= Bisam Stelle =

The radarstation "Bisam Stelle", sometimes referred to as "Camp Bisam" or simply "Bisam", was a German radar station during the Second World War. The station was located near the Dutch village of Strijbeek, south of Breda, about 800 meters from the border with Belgium.

== Name ==
Most of the stations of the Himmelbett program were given animal names. Bisam refers to the Muskrat, which is called a "Bisamrat" in Dutch.

== History ==
In 1940, the Germans confiscated land near Strijbeek. In March 1942, using forced labour from the local population, the Germans built the radar station as part of the Himmelbett program. The purpose of Bisam Stelle was to spot allied bombers heading for the Gilze-Rijen Air Base. The telephone cable to the airbase was often sabotaged by the Dutch resistance. As a counter-measure, civilians were ordered to protect the lines under threat of deportation. On the 2nd of October, 1944, an allied air raid destroyed most of the camp. What remained was destroyed two days later by the Germans.
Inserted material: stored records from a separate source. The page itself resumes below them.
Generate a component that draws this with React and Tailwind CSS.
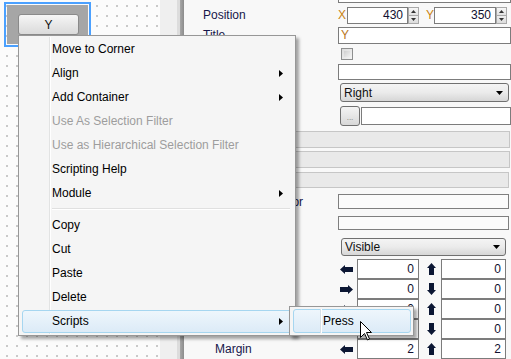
const font = "font-['Liberation_Sans',Arial,sans-serif]";

function LeftArrow() {
  return (
    <svg width="13" height="9" viewBox="0 0 13 9">
      <polygon points="0,4.5 5,0 5,2 13,2 13,7 5,7 5,9" fill="#0b1633" />
    </svg>
  );
}

function RightArrow() {
  return (
    <svg width="13" height="9" viewBox="0 0 13 9">
      <polygon points="13,4.5 8,0 8,2 0,2 0,7 8,7 8,9" fill="#0b1633" />
    </svg>
  );
}

function UpArrow() {
  return (
    <svg width="9" height="12" viewBox="0 0 9 12">
      <polygon points="4.5,0 9,5 7,5 7,12 2,12 2,5 0,5" fill="#0b1633" />
    </svg>
  );
}

function DownArrow() {
  return (
    <svg width="9" height="12" viewBox="0 0 9 12">
      <polygon points="4.5,12 9,7 7,7 7,0 2,0 2,7 0,7" fill="#0b1633" />
    </svg>
  );
}

function SubArrow() {
  return (
    <svg width="4" height="7" viewBox="0 0 4 7">
      <polygon points="0,0 4,3.5 0,7" fill="#000" />
    </svg>
  );
}

function Spinner() {
  return (
    <div className="flex flex-col w-[11px] h-full">
      <div className="flex-1 flex items-center justify-center border border-[#a9a9a9] bg-gradient-to-b from-[#f7f7f7] to-[#e2e2e2]">
        <svg width="5" height="3" viewBox="0 0 5 3"><polygon points="2.5,0 5,3 0,3" fill="#333" /></svg>
      </div>
      <div className="flex-1 flex items-center justify-center border border-t-0 border-[#a9a9a9] bg-gradient-to-b from-[#eeeeee] to-[#dcdcdc]">
        <svg width="5" height="3" viewBox="0 0 5 3"><polygon points="0,0 5,0 2.5,3" fill="#333" /></svg>
      </div>
    </div>
  );
}

function Field({ className = "", value, align = "right", color = "text-[#101030]" }) {
  return (
    <div className={`border border-[#7c7c7c] bg-white flex items-center leading-none ${align === "right" ? "justify-end pr-[4px]" : "justify-start pl-[2px]"} ${color} ${className}`}>
      {value}
    </div>
  );
}

function Dropdown({ value, className = "" }) {
  return (
    <div className={`rounded-[3px] border border-[#707070] bg-gradient-to-b from-[#f4f4f4] via-[#ebebeb] to-[#d6d6d6] flex items-center justify-between pl-[3px] pr-[5px] text-[#111] ${className}`}>
      <span>{value}</span>
      <svg width="7" height="4" viewBox="0 0 7 4"><polygon points="0,0 7,0 3.5,4" fill="#000" /></svg>
    </div>
  );
}

function Label({ children, className = "" }) {
  return <div className={`w-[154px] shrink-0 flex items-center whitespace-nowrap text-[#16164a] ${className}`}>{children}</div>;
}

function PadRow({ label, left, right, a, b }) {
  return (
    <div className="flex h-[20px]">
      <Label className="pl-[31px]">{label}</Label>
      <div className="w-[19px] flex items-center pl-[2px]">{left}</div>
      <Field className="w-[62px] h-full" value={a} />
      <div className="w-[22px] flex items-center justify-center pl-[2px]">{right}</div>
      <Field className="w-[65px] h-full" value={b} />
    </div>
  );
}

function MenuItem({ label, disabled, sub, active }) {
  return (
    <div className="relative h-[24px] flex items-center">
      {active && (
        <div className="absolute left-[3px] right-[2px] top-[1px] bottom-0 rounded-[3px] border border-[#a6d6f0] bg-gradient-to-b from-[#eef6fc] to-[#dcebf7]" />
      )}
      <span className={`relative pl-[33px] ${disabled ? "text-[#9d9d9d]" : "text-black"}`}>{label}</span>
      {sub && (
        <div className="absolute right-[12px] top-[9px]">
          <SubArrow />
        </div>
      )}
    </div>
  );
}

export default function App() {
  return (
    <div className={`relative w-[511px] h-[359px] overflow-hidden flex text-[12px] ${font}`}>
      {/* design canvas */}
      <div className="w-[160px] h-full bg-[#fbfbfb] bg-[radial-gradient(circle_at_1px_1px,#c9c9c9_1px,transparent_1px)] bg-[length:10px_10px] bg-[position:6px_5px]">
        <div className="ml-[4px] mt-[2px] w-[87px] h-[45px] border-2 border-[#4aa0ff] p-[1px]">
          <div className="w-full h-full bg-[#a6a6a6] pt-[9px] pl-[11px]">
            <div className="w-[61px] h-[21px] rounded-[3px] border border-[#8a8a8a] bg-gradient-to-b from-[#f6f6f6] to-[#dadada] flex items-center justify-center text-[#111]">
              Y
            </div>
          </div>
        </div>
      </div>
      <div className="w-[17px] h-full bg-[#efefef]" />
      <div className="w-[3px] h-full bg-[#dcdcdc]" />
      <div className="w-[4px] h-full bg-gradient-to-r from-[#a8a8a8] to-[#8c8c8c]" />

      {/* properties panel */}
      <div className="flex-1 h-full bg-[#f8f8f8] flex flex-col">
        <div className="flex h-[17px] mt-[-14px]">
          <Label />
          <Field className="w-[173px] h-full" value="" />
        </div>
        <div className="flex h-[17px] mt-[4px]">
          <Label className="pl-[19px]">Position</Label>
          <span className="w-[9px] text-[#c98210] leading-none flex items-center">X</span>
          <Field className="w-[61px] h-full" value="430" />
          <Spinner />
          <span className="ml-[7px] w-[8px] text-[#c98210] leading-none flex items-center">Y</span>
          <Field className="w-[62px] h-full" value="350" />
          <Spinner />
        </div>
        <div className="flex h-[17px] mt-[3px]">
          <Label className="pl-[19px]">Title</Label>
          <Field className="w-[173px] h-full" value="Y" align="left" color="text-[#b8761a]" />
        </div>
        <div className="flex h-[12px] mt-[4px]">
          <Label />
          <div className="ml-[3px] w-[12px] h-[12px] border border-[#8e8f8f] bg-gradient-to-br from-[#dcdcdc] to-[#f4f4f4] p-[2px]">
            <div className="w-full h-full bg-gradient-to-br from-[#cfcfcf] to-[#f0f0f0]" />
          </div>
        </div>
        <div className="flex h-[17px] mt-[4px]">
          <Label />
          <Field className="w-[173px] h-full" value="" />
        </div>
        <div className="flex h-[19px] mt-[3px]">
          <Label />
          <Dropdown value="Right" className="ml-[2px] w-[169px] h-full" />
        </div>
        <div className="flex h-[20px] mt-[4px]">
          <Label />
          <div className="ml-[2px] w-[20px] h-[20px] rounded-[3px] border border-[#707070] bg-gradient-to-b from-[#f4f4f4] to-[#d8d8d8] flex items-end justify-center pb-[3px] text-[8px] leading-none text-[#777]">
            ...
          </div>
          <Field className="ml-[1px] mt-[1px] w-[150px] h-[18px]" value="" />
        </div>
        <div className="ml-[6px] mr-[1px] h-[17px] mt-[5px] border border-[#c6c6c6] bg-[#e9e9e9]" />
        <div className="ml-[6px] mr-[1px] h-[17px] mt-[3px] border border-[#c6c6c6] bg-[#e9e9e9]" />
        <div className="ml-[6px] mr-[2px] h-[17px] mt-[4px] border border-[#c6c6c6] bg-[#e9e9e9]" />
        <div className="flex h-[15px] mt-[6px]">
          <Label className="pl-[23px] text-[#2040b8]">Background Color</Label>
          <div className="w-[171px] h-full border border-[#7f7f7f] bg-[#fbfbfb]" />
        </div>
        <div className="flex h-[14px] mt-[7px]">
          <Label />
          <div className="w-[171px] h-full border border-[#7f7f7f] bg-[#fbfbfb]" />
        </div>
        <div className="flex h-[18px] mt-[8px]">
          <Label />
          <Dropdown value="Visible" className="ml-[3px] w-[165px] h-full" />
        </div>
        <div className="mt-[3px] flex flex-col">
          <PadRow left={<LeftArrow />} right={<UpArrow />} a="0" b="0" />
          <PadRow left={<RightArrow />} right={<DownArrow />} a="0" b="0" />
          <PadRow left={<LeftArrow />} right={<UpArrow />} a="0" b="0" />
          <PadRow left={<RightArrow />} right={<DownArrow />} a="0" b="0" />
          <PadRow label="Margin" left={<LeftArrow />} right={<UpArrow />} a="2" b="2" />
        </div>
      </div>

      {/* context menu */}
      <div className="absolute left-[18px] top-[35px] w-[278px] border border-[#979797] bg-[#f5f5f5] pt-[1px] pb-[2px] shadow-[3px_3px_3px_rgba(0,0,0,0.35)]">
        <div className="absolute left-[30px] top-[1px] bottom-[1px] w-[2px] border-l border-[#e2e3e3] border-r border-r-white" />
        <MenuItem label="Move to Corner" />
        <MenuItem label="Align" sub />
        <MenuItem label="Add Container" sub />
        <MenuItem label="Use As Selection Filter" disabled />
        <MenuItem label="Use as Hierarchical Selection Filter" disabled />
        <MenuItem label="Scripting Help" />
        <MenuItem label="Module" sub />
        <div className="h-[8px] flex items-center pl-[33px] pr-[5px]">
          <div className="w-full h-[2px] border-t border-[#e0e0e0] border-b border-b-white" />
        </div>
        <MenuItem label="Copy" />
        <MenuItem label="Cut" />
        <MenuItem label="Paste" />
        <MenuItem label="Delete" />
        <MenuItem label="Scripts" sub active />
      </div>

      {/* submenu */}
      <div className="absolute left-[289px] top-[306px] w-[125px] border border-[#979797] bg-[#f5f5f5] pt-[2px] pb-[2px] shadow-[3px_3px_3px_rgba(0,0,0,0.35)]">
        <div className="relative h-[24px] flex items-center">
          <div className="absolute left-[3px] right-[2px] top-0 bottom-0 rounded-[3px] border border-[#a6d6f0] bg-gradient-to-b from-[#eef6fc] to-[#dcebf7]" />
          <div className="absolute left-[30px] top-0 bottom-0 w-[2px] border-l border-[#d6dfe6] border-r border-r-white" />
          <span className="relative pl-[33px] text-black">Press</span>
        </div>
      </div>

      {/* mouse pointer */}
      <svg className="absolute left-[360px] top-[321px]" width="13" height="20" viewBox="0 0 13 20">
        <path d="M0.5 0.5 L0.5 16.5 L4.5 12.5 L7.5 19 L9.5 18 L6.5 11.5 L11.5 11.5 Z" fill="#fff" stroke="#000" strokeWidth="1" />
      </svg>
    </div>
  );
}
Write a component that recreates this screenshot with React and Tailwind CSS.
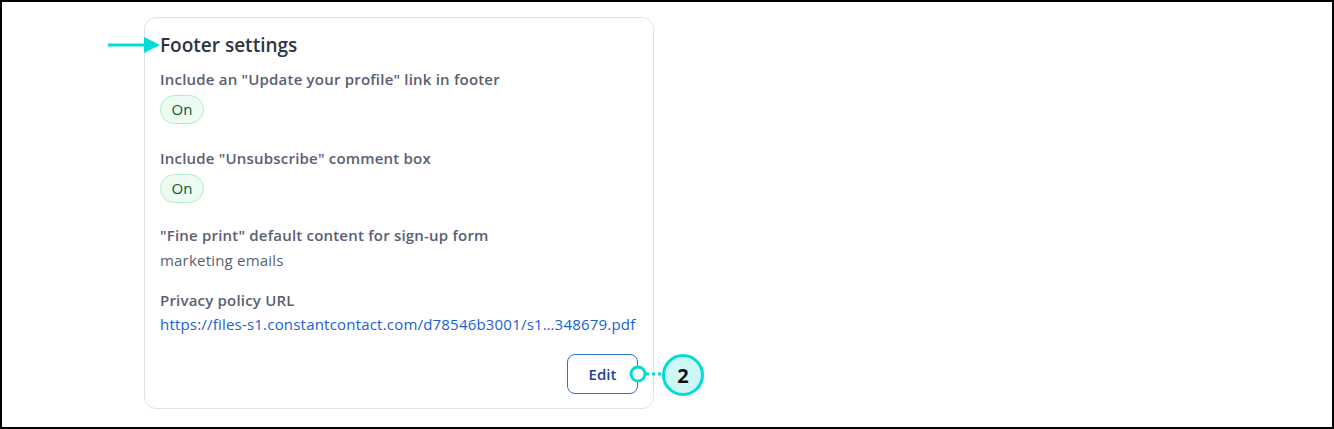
export default function App() {
  const label = "text-[15px] leading-[20px] font-semibold tracking-[0.2px] text-[#5a6072]";
  const pill =
    "inline-flex items-center justify-center w-[44px] h-[29px] rounded-full border border-[#b5eccb] bg-[#ecfcf2] text-[15px] text-[#0b5a2e] font-medium";
  return (
    <div
      className="relative w-[1334px] h-[429px] border-2 border-black bg-white overflow-hidden"
      style={{ fontFamily: "'Open Sans', 'Noto Sans', sans-serif" }}
    >
      <div className="absolute left-[142px] top-[15px] w-[510px] h-[392px] rounded-[12px] border border-[#dde2ec] bg-white px-[15px] pt-[15px] pb-[14px] flex flex-col">
        <div className="text-[19px] leading-[24px] font-semibold text-[#2e3443]">Footer settings</div>
        <div className={`${label} mt-[12px]`}>Include an "Update your profile" link in footer</div>
        <div className="mt-[6px]"><span className={pill}>On</span></div>
        <div className={`${label} mt-[24px]`}>Include "Unsubscribe" comment box</div>
        <div className="mt-[6px]"><span className={pill}>On</span></div>
        <div className={`${label} mt-[22px]`}>"Fine print" default content for sign-up form</div>
        <div className="text-[15px] leading-[20px] tracking-[0.2px] text-[#5a6072] mt-[5px]">marketing emails</div>
        <div className={`${label} mt-[20px]`}>Privacy policy URL</div>
        <div className="text-[15px] leading-[20px] tracking-[0.2px] text-[#1a5ed8] mt-[4px] whitespace-nowrap">
          https://files-s1.constantcontact.com/d78546b3001/s1…348679.pdf
        </div>
        <div className="mt-auto flex justify-end">
          <button className="w-[71px] h-[40px] rounded-[8px] border border-[#2f6fdc] text-[15px] font-semibold text-[#1c449e] bg-white">
            Edit
          </button>
        </div>
      </div>

      {/* arrow */}
      <svg className="absolute left-[106px] top-[33px]" width="54" height="20" viewBox="0 0 54 20">
        <rect x="0" y="8.5" width="38" height="3" fill="#00dcd6" />
        <polygon points="36,2 52,10 36,18" fill="#00dcd6" />
      </svg>

      {/* callout */}
      <svg className="absolute left-[624px] top-[349px]" width="84" height="48" viewBox="0 0 84 48">
        <circle cx="12" cy="23" r="7" fill="white" stroke="#00dcd6" strokeWidth="3" />
        <line x1="20" y1="23" x2="38" y2="23" stroke="#00dcd6" strokeWidth="3" strokeDasharray="3 3" />
        <circle cx="57" cy="24" r="19.5" fill="#ccf7f5" stroke="#00dcd6" strokeWidth="3" />
        <text x="57" y="31.5" textAnchor="middle" fontSize="20" fontWeight="bold" fill="#111" fontFamily="'Open Sans', sans-serif">2</text>
      </svg>
    </div>
  );
}
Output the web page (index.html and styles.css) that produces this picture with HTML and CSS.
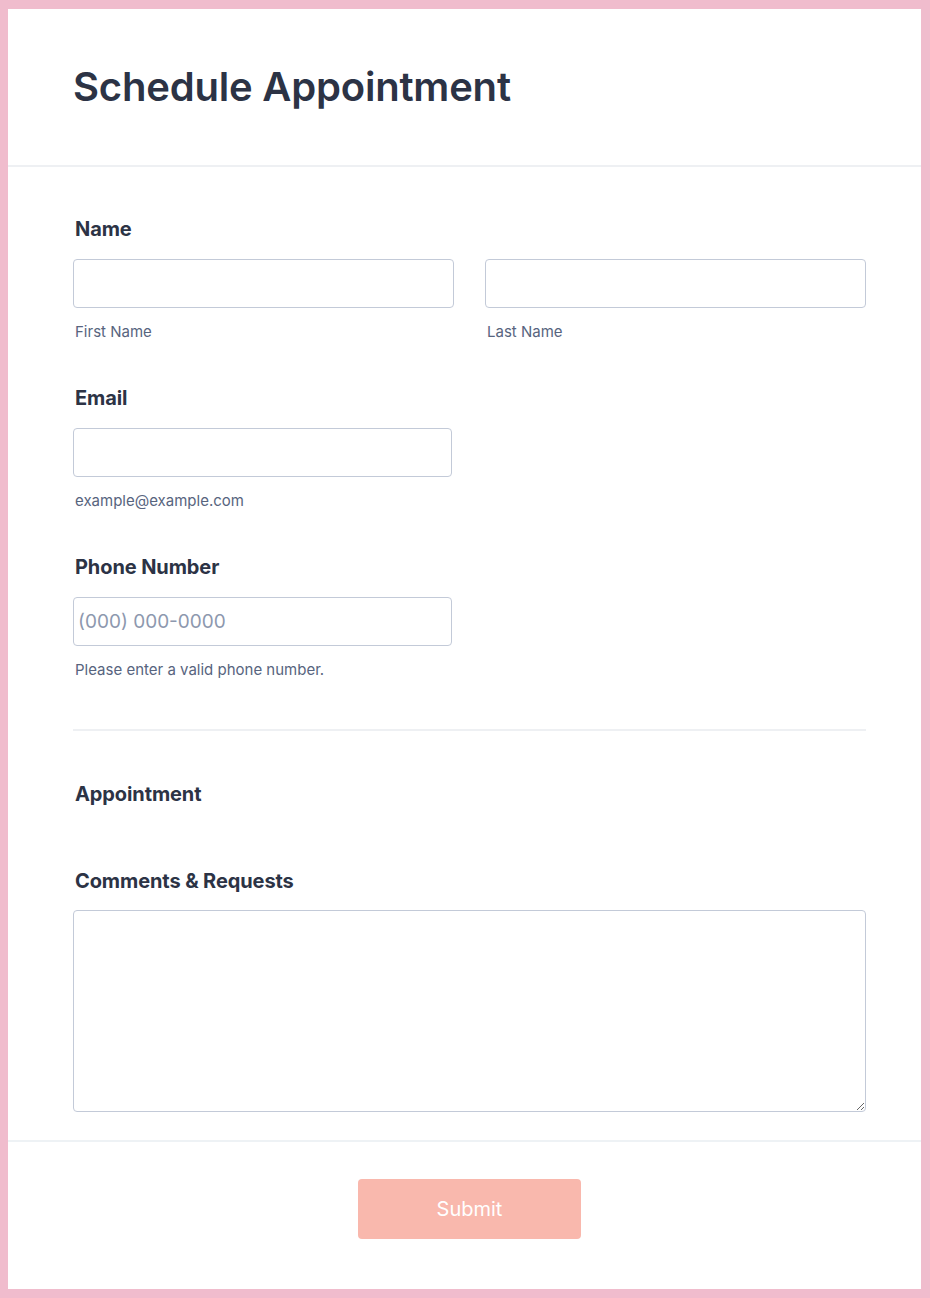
FILE: index.html
```html
<!DOCTYPE html>
<html lang="en">

<head>
    <meta charset="UTF-8">
    <meta name="viewport" content="width=device-width, initial-scale=1.0">
    <title>Schedule Appointment</title>
    <link rel="stylesheet" href="styles.css">
</head>

<body>
    <div class="card">
        <header class="formheader">
            <h1>Schedule Appointment</h1>
        </header>

        <form class="formbody">
            <div class="field">
                <label class="fieldlabel">Name</label>
                <div class="row">
                    <div class="col">
                        <input type="text" class="textbox">
                        <span class="sublabel">First Name</span>
                    </div>
                    <div class="col">
                        <input type="text" class="textbox">
                        <span class="sublabel">Last Name</span>
                    </div>
                </div>
            </div>

            <div class="field">
                <label class="fieldlabel">Email</label>
                <input type="text" class="textbox half">
                <span class="sublabel">example@example.com</span>
            </div>

            <div class="field">
                <label class="fieldlabel">Phone Number</label>
                <input type="text" class="textbox half phone" placeholder="(000) 000-0000">
                <span class="sublabel">Please enter a valid phone number.</span>
            </div>

            <hr class="divider">

            <div class="field appointment">
                <label class="fieldlabel">Appointment</label>
            </div>

            <div class="field comments">
                <label class="fieldlabel">Comments &amp; Requests</label>
                <textarea class="textarea"></textarea>
            </div>
        </form>

        <footer class="formfooter">
            <button class="submit">Submit</button>
        </footer>
    </div>
</body>

</html>
```

FILE: styles.css
```css
body {
    font-family: Inter, "Noto Sans", sans-serif;
    margin: 0;
    padding: 9px 9px 9px 8px;
    background-color: #f0bccd;
}

.card {
    background-color: #fff;
    min-height: 1280px;
    display: flex;
    flex-direction: column;
}

.formheader {
    padding: 54px 55px 54px 65px;
    border-bottom: 2px solid #eef0f3;
}

h1 {
    font-size: 40px;
    font-weight: 600;
    line-height: 48px;
    color: #2c3345;
    margin: 0;
    letter-spacing: -0.2px;
}

.formbody {
    padding: 50px 55px 28px 65px;
    display: flex;
    flex-direction: column;
}

.field {
    display: flex;
    flex-direction: column;
    align-items: flex-start;
    margin-bottom: 45px;
}

.fieldlabel {
    font-size: 20px;
    font-weight: 700;
    line-height: 24px;
    color: #2c3345;
    margin: 0 0 18px 2px;
    letter-spacing: -0.1px;
}

.row {
    display: flex;
    gap: 31px;
    width: 100%;
}

.col {
    flex: 1;
    display: flex;
    flex-direction: column;
}

.textbox {
    width: 100%;
    height: 49px;
    padding: 0 10px;
    border: 1px solid #c3cad8;
    border-radius: 4px;
    box-sizing: border-box;
    font-family: inherit;
    font-size: 19px;
    color: #2c3345;
    background-color: #fff;
}

.half {
    width: 379px;
}

.phone {
    padding-left: 4px;
}

.phone::placeholder {
    color: #8d98ae;
}

.sublabel {
    font-size: 15px;
    line-height: 18px;
    color: #57647e;
    margin: 15px 0 0 2px;
}

.divider {
    border: none;
    border-top: 2px solid #eef0f3;
    margin: 5px 0 51px 0;
    width: 100%;
}

.appointment {
    margin-bottom: 63px;
}

.appointment .fieldlabel {
    margin-bottom: 0;
}

.comments .fieldlabel {
    margin-bottom: 17px;
}

.textarea {
    width: 100%;
    height: 202px;
    border: 1px solid #c3cad8;
    border-radius: 4px;
    box-sizing: border-box;
    font-family: inherit;
    font-size: 16px;
    resize: vertical;
}

.formbody .field:last-child {
    margin-bottom: 0;
}

.formfooter {
    border-top: 2px solid #eef2f5;
    padding: 37px 55px 48px 65px;
    text-align: center;
}

.submit {
    width: 223px;
    height: 60px;
    background-color: #f9b8ad;
    color: #fff;
    font-family: inherit;
    font-size: 20px;
    border: none;
    border-radius: 4px;
    cursor: pointer;
}
```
On the 29th of October, allied troops liberated the villages of Strijbeek and Galder. A monument to the station was erected in 2007.

== Description ==
The station was about 47 acres and had 200 personnel, both military and civilians from the local population, for maintenance. The station had two Würzburg-Riese radars with a diameter of 7,5 meters and a range of 70 kilometers and one Freya longdistance radar with a range of 200 kilometers. Alongside the three main radars there were also 2 Y-lines, a radio beacon, a light beacon, and many smaller antennas. The station also had an office, a waiting room, a canteen with a kitchen, and a large sleeping barrack. It was surrounded by a barbed wire barrier, about a man high. The commander of the station was Oberfeldwebel Sabottka.